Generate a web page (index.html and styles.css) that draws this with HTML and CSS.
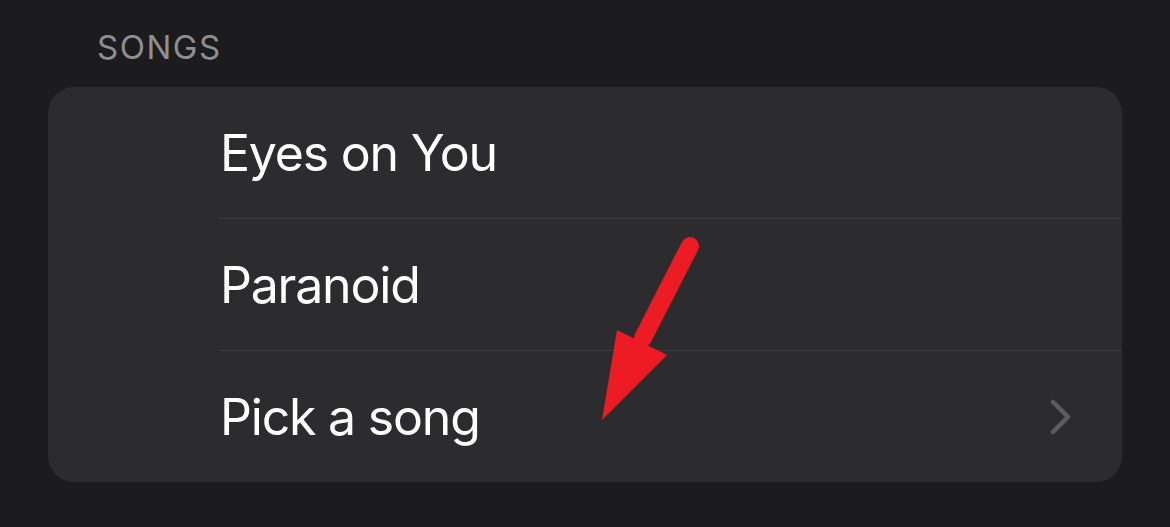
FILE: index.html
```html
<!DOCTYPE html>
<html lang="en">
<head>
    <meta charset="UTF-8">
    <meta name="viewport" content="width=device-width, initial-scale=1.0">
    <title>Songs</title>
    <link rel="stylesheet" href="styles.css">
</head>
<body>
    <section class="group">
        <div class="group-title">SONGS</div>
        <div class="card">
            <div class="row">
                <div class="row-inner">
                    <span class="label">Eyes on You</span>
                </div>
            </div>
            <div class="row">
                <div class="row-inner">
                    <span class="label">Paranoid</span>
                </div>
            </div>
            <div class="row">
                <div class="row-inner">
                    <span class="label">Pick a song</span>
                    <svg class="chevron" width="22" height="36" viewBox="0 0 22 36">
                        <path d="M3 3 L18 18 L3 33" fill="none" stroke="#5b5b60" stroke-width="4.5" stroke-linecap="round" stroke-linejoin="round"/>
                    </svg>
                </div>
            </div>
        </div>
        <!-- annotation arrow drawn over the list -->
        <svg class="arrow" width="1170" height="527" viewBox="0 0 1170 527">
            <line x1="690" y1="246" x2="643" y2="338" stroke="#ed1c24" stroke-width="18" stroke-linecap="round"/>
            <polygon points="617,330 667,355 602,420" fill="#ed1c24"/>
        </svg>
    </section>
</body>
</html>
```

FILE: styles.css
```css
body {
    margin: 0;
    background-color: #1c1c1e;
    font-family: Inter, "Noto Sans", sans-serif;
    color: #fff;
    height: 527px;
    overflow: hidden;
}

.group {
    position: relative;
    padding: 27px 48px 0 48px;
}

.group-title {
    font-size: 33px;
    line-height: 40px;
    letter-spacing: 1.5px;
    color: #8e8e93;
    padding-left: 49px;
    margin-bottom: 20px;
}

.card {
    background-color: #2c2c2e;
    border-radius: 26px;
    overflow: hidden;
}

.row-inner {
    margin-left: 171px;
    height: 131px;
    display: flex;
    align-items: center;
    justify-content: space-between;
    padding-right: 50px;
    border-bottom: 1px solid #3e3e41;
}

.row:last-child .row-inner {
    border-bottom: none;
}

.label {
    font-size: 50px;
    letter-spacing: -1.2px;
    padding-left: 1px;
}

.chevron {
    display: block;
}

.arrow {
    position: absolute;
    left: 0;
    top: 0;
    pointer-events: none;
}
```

▬▬▬

■ Set task ■
Reproduce the whole listing word for word, setting aside any pictures.

■ Result for this task ■
Generate a web page (index.html and styles.css) that draws this with HTML and CSS.
FILE: index.html
```html
<!DOCTYPE html>
<html lang="en">
<head>
    <meta charset="UTF-8">
    <meta name="viewport" content="width=device-width, initial-scale=1.0">
    <title>Songs</title>
    <link rel="stylesheet" href="styles.css">
</head>
<body>
    <section class="group">
        <div class="group-title">SONGS</div>
        <div class="card">
            <div class="row">
                <div class="row-inner">
                    <span class="label">Eyes on You</span>
                </div>
            </div>
            <div class="row">
                <div class="row-inner">
                    <span class="label">Paranoid</span>
                </div>
            </div>
            <div class="row">
                <div class="row-inner">
                    <span class="label">Pick a song</span>
                    <svg class="chevron" width="22" height="36" viewBox="0 0 22 36">
                        <path d="M3 3 L18 18 L3 33" fill="none" stroke="#5b5b60" stroke-width="4.5" stroke-linecap="round" stroke-linejoin="round"/>
                    </svg>
                </div>
            </div>
        </div>
        <!-- annotation arrow drawn over the list -->
        <svg class="arrow" width="1170" height="527" viewBox="0 0 1170 527">
            <line x1="690" y1="246" x2="643" y2="338" stroke="#ed1c24" stroke-width="18" stroke-linecap="round"/>
            <polygon points="617,330 667,355 602,420" fill="#ed1c24"/>
        </svg>
    </section>
</body>
</html>
```

FILE: styles.css
```css
body {
    margin: 0;
    background-color: #1c1c1e;
    font-family: Inter, "Noto Sans", sans-serif;
    color: #fff;
    height: 527px;
    overflow: hidden;
}

.group {
    position: relative;
    padding: 27px 48px 0 48px;
}

.group-title {
    font-size: 33px;
    line-height: 40px;
    letter-spacing: 1.5px;
    color: #8e8e93;
    padding-left: 49px;
    margin-bottom: 20px;
}

.card {
    background-color: #2c2c2e;
    border-radius: 26px;
    overflow: hidden;
}

.row-inner {
    margin-left: 171px;
    height: 131px;
    display: flex;
    align-items: center;
    justify-content: space-between;
    padding-right: 50px;
    border-bottom: 1px solid #3e3e41;
}

.row:last-child .row-inner {
    border-bottom: none;
}

.label {
    font-size: 50px;
    letter-spacing: -1.2px;
    padding-left: 1px;
}

.chevron {
    display: block;
}

.arrow {
    position: absolute;
    left: 0;
    top: 0;
    pointer-events: none;
}
```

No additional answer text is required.